**WORK TO COMPLETE:** Look through the data below. Collect every line where the word "that" occurs.

**PROVIDED DATA:**
——————

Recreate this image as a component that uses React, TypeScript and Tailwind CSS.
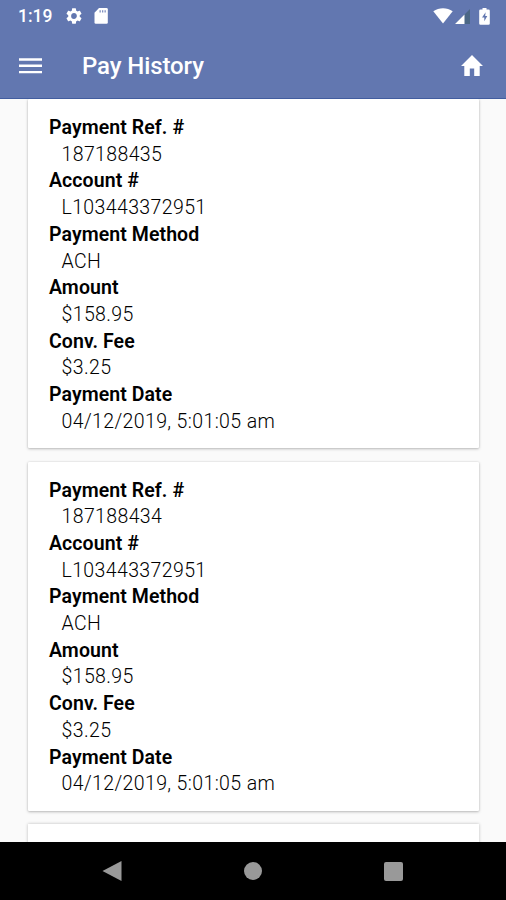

——————

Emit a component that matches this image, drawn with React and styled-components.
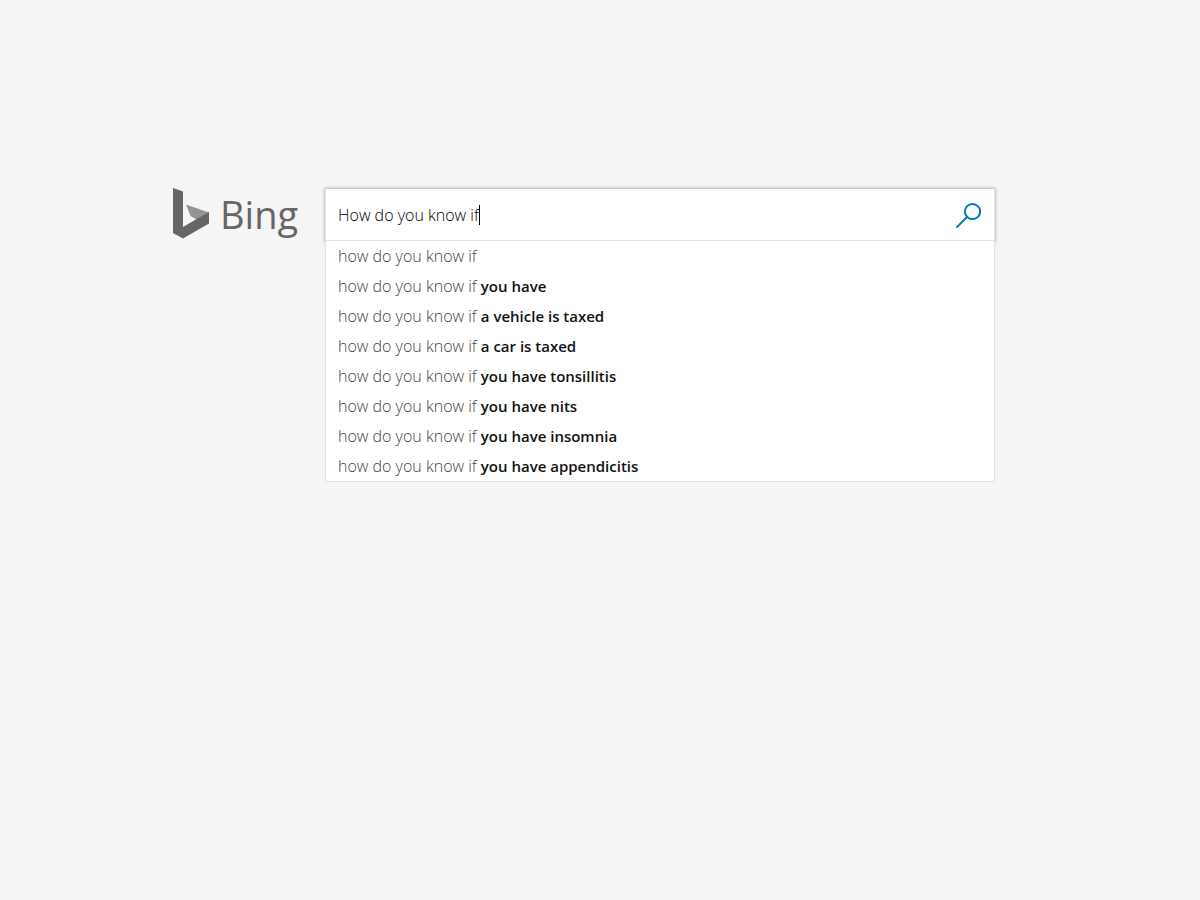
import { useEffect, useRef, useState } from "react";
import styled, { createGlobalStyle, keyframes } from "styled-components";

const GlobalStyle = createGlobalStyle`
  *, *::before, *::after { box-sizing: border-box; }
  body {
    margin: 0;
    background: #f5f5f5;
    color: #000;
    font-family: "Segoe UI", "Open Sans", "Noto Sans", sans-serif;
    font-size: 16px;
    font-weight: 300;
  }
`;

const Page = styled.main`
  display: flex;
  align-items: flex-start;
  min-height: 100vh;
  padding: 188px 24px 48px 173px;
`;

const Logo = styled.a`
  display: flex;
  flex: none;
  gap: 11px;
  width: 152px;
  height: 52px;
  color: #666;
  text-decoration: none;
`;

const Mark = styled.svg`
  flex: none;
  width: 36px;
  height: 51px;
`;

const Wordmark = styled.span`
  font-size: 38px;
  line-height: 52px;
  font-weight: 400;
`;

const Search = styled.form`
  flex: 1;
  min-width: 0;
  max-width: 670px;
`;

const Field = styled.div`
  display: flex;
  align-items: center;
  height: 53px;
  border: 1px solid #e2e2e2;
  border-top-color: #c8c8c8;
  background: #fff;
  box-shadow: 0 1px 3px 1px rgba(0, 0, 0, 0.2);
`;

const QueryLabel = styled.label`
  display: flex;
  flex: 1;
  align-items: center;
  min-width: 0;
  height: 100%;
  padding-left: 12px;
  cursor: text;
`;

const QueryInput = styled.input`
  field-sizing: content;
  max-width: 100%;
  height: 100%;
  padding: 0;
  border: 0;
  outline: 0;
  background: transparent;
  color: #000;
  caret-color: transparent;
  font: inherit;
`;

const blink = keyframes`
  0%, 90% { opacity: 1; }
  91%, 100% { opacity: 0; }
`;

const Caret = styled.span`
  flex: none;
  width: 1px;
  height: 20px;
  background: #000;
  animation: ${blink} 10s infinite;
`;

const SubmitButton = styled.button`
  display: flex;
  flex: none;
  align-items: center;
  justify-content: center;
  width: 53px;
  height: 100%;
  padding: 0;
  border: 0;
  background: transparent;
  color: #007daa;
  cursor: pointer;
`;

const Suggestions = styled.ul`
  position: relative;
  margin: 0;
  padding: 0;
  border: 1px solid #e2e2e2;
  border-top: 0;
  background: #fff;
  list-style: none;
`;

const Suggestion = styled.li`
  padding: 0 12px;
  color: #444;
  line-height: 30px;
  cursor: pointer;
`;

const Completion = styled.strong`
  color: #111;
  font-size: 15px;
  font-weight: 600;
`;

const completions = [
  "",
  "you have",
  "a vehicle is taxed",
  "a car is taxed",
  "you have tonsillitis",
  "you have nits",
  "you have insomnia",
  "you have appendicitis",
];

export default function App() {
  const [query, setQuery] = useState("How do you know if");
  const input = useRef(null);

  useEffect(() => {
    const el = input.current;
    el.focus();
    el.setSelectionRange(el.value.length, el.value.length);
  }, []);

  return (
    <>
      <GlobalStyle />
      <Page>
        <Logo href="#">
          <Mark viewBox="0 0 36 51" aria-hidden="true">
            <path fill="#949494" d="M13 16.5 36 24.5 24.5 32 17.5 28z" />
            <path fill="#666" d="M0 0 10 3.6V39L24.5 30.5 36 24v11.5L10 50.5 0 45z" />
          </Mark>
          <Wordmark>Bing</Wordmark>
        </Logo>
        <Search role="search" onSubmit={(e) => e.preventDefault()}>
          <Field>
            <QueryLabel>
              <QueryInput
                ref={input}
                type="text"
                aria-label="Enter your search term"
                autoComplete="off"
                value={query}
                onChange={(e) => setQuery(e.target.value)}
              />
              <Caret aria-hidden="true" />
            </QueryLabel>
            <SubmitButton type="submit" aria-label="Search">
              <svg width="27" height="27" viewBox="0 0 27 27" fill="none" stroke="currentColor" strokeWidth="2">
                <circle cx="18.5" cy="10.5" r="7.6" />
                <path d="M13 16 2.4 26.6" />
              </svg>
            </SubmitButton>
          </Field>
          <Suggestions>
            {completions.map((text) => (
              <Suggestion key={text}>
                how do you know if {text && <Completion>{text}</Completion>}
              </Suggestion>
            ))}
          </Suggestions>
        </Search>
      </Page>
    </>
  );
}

——————

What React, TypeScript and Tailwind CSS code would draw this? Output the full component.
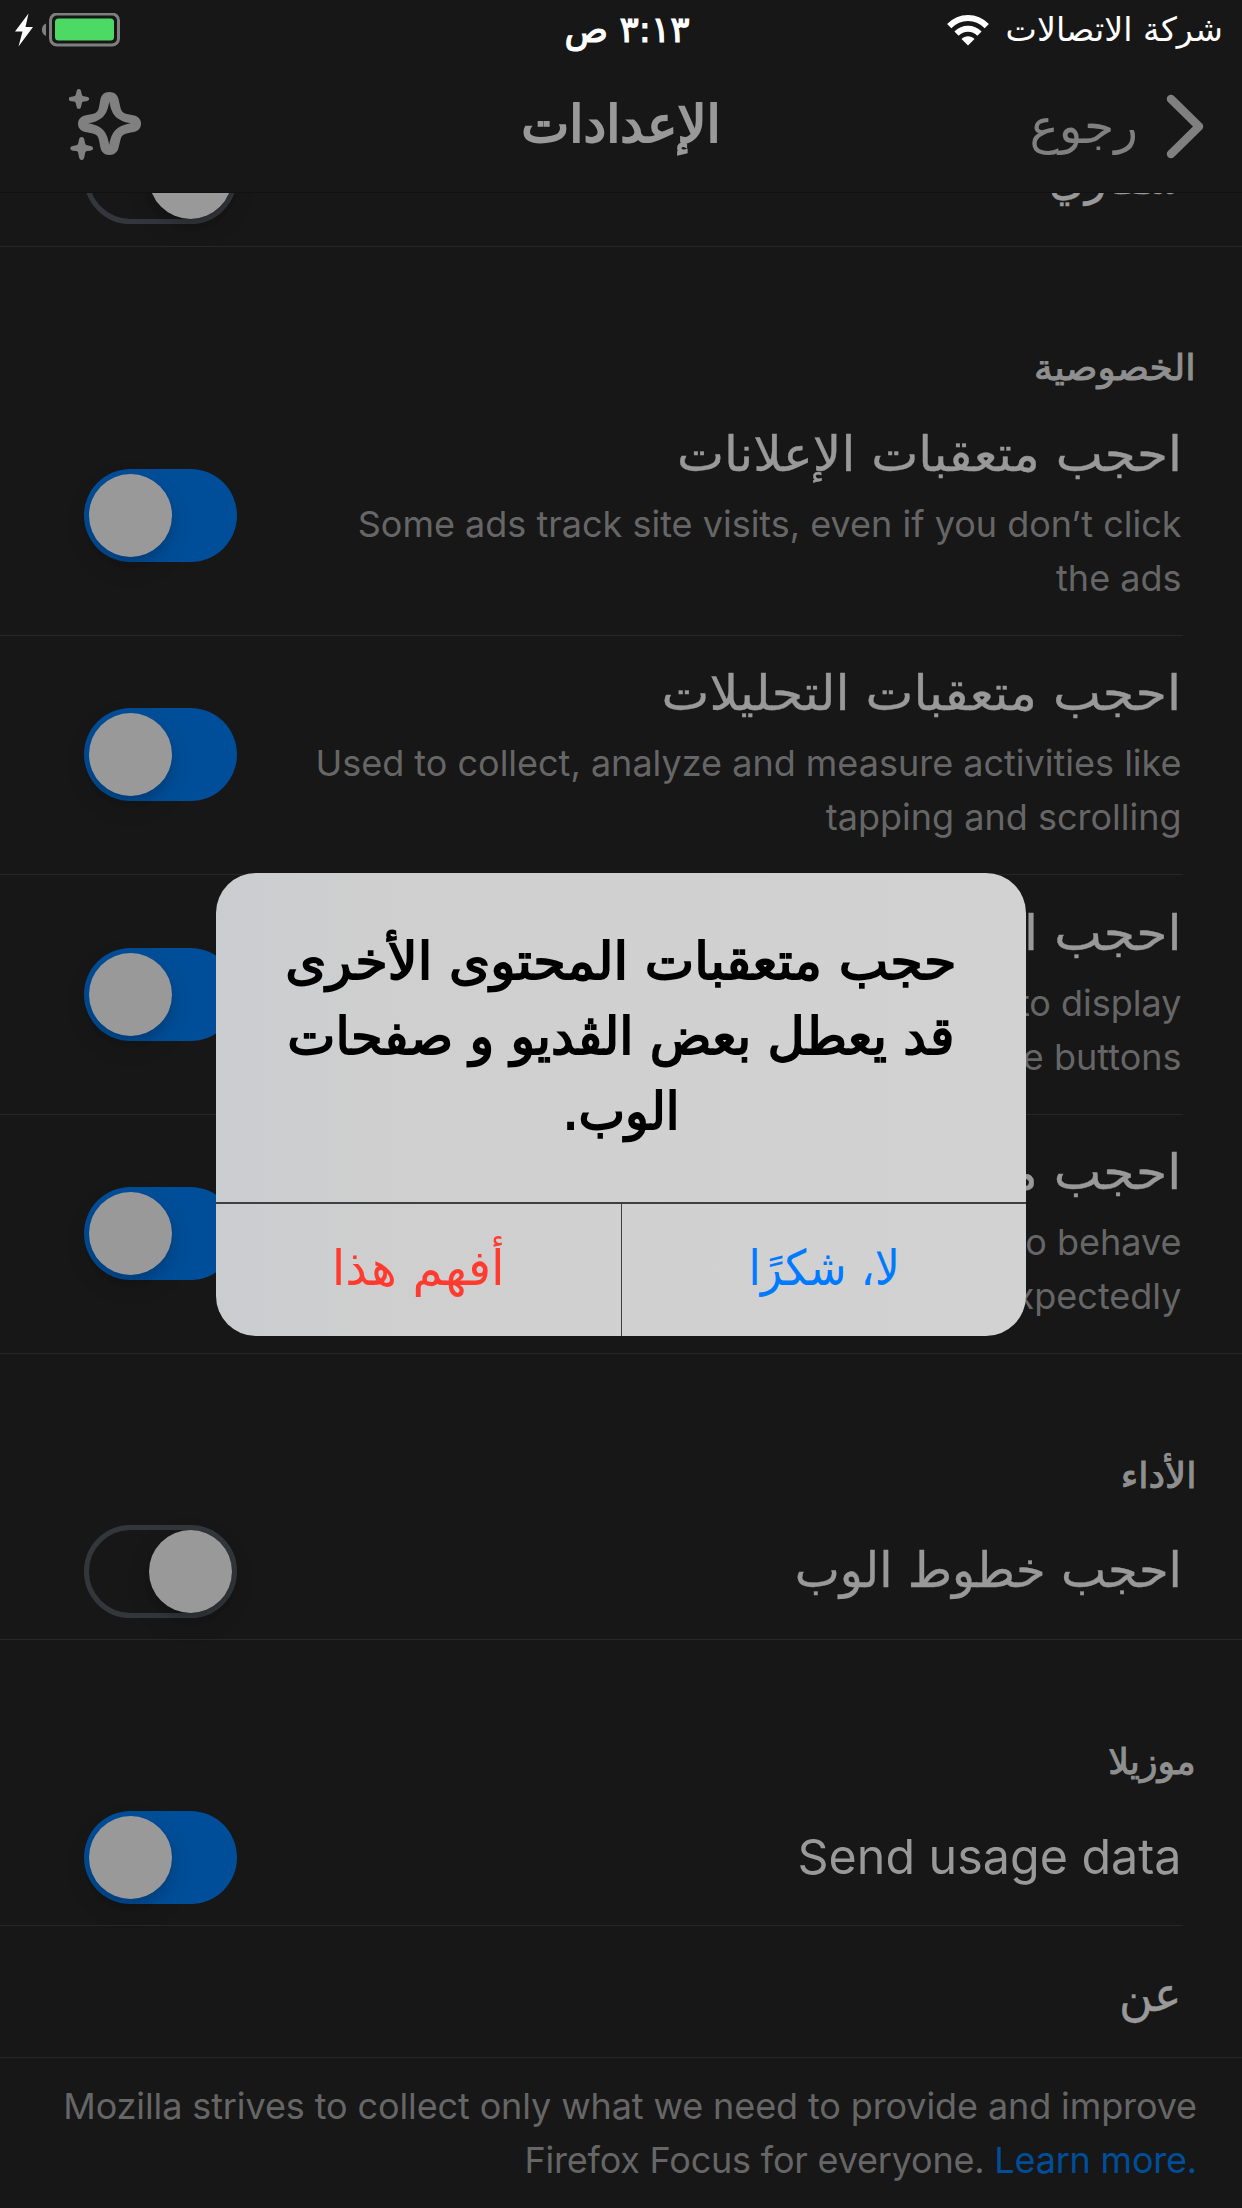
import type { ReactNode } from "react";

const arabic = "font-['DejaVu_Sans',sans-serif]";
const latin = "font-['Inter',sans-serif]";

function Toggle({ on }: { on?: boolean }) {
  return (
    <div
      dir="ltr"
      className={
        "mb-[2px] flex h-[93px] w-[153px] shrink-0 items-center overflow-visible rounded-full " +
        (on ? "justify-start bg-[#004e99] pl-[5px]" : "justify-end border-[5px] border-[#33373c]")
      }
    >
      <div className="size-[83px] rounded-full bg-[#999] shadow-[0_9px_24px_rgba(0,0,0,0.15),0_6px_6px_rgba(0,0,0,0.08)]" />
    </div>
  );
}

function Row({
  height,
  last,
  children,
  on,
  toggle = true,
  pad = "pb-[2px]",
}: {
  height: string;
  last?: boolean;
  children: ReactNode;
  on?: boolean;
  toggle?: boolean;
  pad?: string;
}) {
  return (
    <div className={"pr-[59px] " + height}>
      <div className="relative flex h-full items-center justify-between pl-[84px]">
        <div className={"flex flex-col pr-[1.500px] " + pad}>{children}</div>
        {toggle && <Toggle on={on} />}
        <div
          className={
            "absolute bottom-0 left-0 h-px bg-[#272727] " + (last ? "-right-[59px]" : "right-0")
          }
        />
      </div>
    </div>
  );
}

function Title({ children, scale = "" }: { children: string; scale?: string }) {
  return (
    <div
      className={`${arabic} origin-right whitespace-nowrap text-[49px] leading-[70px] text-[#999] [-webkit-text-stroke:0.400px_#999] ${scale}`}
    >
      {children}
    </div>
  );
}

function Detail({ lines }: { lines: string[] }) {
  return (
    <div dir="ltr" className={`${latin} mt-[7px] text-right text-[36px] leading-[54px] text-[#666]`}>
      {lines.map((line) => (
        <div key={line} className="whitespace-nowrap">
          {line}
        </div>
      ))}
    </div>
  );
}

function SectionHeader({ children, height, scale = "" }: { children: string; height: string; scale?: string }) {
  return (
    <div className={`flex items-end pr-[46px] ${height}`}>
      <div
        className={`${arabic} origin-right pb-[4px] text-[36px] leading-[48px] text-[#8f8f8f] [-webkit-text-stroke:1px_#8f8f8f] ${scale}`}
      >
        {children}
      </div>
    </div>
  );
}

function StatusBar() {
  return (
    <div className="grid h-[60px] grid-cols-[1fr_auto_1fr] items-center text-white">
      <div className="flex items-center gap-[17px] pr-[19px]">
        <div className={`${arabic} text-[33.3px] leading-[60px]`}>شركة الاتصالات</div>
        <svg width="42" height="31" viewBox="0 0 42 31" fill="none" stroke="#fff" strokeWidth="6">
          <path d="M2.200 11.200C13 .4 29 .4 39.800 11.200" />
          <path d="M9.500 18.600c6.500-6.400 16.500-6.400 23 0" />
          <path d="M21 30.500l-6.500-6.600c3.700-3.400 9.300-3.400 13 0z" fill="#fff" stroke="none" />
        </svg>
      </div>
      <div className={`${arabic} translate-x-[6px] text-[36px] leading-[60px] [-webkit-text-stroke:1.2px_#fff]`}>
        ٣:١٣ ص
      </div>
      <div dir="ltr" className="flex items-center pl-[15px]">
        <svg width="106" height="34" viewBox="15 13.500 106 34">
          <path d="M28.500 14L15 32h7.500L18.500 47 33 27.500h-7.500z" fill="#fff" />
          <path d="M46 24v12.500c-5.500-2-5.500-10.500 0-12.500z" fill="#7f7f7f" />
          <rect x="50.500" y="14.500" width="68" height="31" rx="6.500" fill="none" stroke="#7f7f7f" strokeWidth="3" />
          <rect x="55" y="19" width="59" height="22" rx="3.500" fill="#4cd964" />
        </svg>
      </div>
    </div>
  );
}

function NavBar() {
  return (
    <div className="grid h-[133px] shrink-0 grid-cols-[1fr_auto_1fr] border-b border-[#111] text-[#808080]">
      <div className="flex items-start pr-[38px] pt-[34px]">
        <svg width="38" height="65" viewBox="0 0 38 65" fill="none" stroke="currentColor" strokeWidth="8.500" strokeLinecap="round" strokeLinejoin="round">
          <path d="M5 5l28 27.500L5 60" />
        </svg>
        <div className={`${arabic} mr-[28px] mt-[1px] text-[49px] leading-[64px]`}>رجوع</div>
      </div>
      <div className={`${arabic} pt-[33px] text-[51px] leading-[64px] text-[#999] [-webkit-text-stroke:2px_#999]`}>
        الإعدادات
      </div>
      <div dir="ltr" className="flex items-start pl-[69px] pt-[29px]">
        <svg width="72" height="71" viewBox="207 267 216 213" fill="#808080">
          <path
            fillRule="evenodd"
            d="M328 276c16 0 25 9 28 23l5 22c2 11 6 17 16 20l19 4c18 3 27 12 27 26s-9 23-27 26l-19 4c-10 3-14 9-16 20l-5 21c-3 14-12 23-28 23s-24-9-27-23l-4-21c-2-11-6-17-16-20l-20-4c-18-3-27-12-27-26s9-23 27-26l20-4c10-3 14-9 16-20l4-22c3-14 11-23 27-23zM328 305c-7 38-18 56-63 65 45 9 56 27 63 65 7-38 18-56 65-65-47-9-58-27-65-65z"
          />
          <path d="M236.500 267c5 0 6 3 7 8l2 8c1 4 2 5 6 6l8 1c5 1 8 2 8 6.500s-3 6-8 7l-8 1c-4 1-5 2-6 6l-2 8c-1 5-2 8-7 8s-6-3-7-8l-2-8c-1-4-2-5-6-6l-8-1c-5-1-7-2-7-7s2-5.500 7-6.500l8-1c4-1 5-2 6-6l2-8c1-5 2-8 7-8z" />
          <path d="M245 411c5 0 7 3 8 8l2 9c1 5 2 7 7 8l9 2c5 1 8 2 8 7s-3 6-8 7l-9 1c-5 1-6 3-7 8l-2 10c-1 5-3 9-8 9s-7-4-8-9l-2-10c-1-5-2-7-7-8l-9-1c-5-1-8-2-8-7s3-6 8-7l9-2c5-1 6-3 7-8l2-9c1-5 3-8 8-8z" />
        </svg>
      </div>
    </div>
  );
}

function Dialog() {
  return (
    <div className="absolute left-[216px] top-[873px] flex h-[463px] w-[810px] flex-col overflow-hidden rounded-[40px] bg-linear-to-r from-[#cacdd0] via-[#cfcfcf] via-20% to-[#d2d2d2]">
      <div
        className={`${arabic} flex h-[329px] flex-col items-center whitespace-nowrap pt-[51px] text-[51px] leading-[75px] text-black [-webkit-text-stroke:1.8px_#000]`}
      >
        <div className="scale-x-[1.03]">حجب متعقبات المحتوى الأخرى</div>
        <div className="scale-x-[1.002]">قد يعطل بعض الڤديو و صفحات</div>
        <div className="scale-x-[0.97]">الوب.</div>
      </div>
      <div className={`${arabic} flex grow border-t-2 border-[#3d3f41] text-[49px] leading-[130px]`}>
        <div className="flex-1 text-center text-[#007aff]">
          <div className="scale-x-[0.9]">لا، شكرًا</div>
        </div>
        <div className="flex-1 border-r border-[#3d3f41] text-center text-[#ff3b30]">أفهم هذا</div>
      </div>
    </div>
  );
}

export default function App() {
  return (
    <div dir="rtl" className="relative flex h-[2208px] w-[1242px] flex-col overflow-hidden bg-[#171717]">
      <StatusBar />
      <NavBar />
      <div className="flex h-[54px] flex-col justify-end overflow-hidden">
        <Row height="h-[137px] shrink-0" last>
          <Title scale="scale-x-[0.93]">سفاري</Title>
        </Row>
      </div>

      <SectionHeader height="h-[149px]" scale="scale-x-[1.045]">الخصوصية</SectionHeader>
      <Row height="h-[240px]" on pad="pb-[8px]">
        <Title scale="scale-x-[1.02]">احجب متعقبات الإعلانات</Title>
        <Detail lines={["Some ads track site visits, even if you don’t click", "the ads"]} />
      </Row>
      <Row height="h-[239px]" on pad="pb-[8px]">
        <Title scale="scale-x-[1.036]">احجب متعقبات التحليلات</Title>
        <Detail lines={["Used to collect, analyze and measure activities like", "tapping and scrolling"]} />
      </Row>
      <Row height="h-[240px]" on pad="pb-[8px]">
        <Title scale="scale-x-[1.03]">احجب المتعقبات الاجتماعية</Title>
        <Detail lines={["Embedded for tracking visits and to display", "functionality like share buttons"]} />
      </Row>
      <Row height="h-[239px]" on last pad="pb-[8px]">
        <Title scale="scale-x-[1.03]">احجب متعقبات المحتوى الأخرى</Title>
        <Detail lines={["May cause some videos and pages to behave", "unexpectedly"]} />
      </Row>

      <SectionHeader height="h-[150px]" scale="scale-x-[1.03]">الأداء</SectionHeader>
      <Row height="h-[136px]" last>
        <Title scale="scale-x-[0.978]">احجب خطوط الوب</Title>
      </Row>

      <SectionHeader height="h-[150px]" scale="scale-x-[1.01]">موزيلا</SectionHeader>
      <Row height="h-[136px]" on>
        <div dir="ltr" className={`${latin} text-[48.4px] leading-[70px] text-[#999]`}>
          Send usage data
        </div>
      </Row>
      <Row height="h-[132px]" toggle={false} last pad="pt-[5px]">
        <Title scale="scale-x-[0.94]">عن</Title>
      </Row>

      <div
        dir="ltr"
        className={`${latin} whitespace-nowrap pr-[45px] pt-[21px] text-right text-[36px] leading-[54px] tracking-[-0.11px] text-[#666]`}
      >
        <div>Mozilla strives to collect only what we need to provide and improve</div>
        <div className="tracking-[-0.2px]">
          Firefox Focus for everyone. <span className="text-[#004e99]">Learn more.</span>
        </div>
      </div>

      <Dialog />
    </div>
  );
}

——————

**RESULT:**
Recreate this image as a component that uses React, TypeScript and Tailwind CSS.
Emit a component that matches this image, drawn with React and styled-components.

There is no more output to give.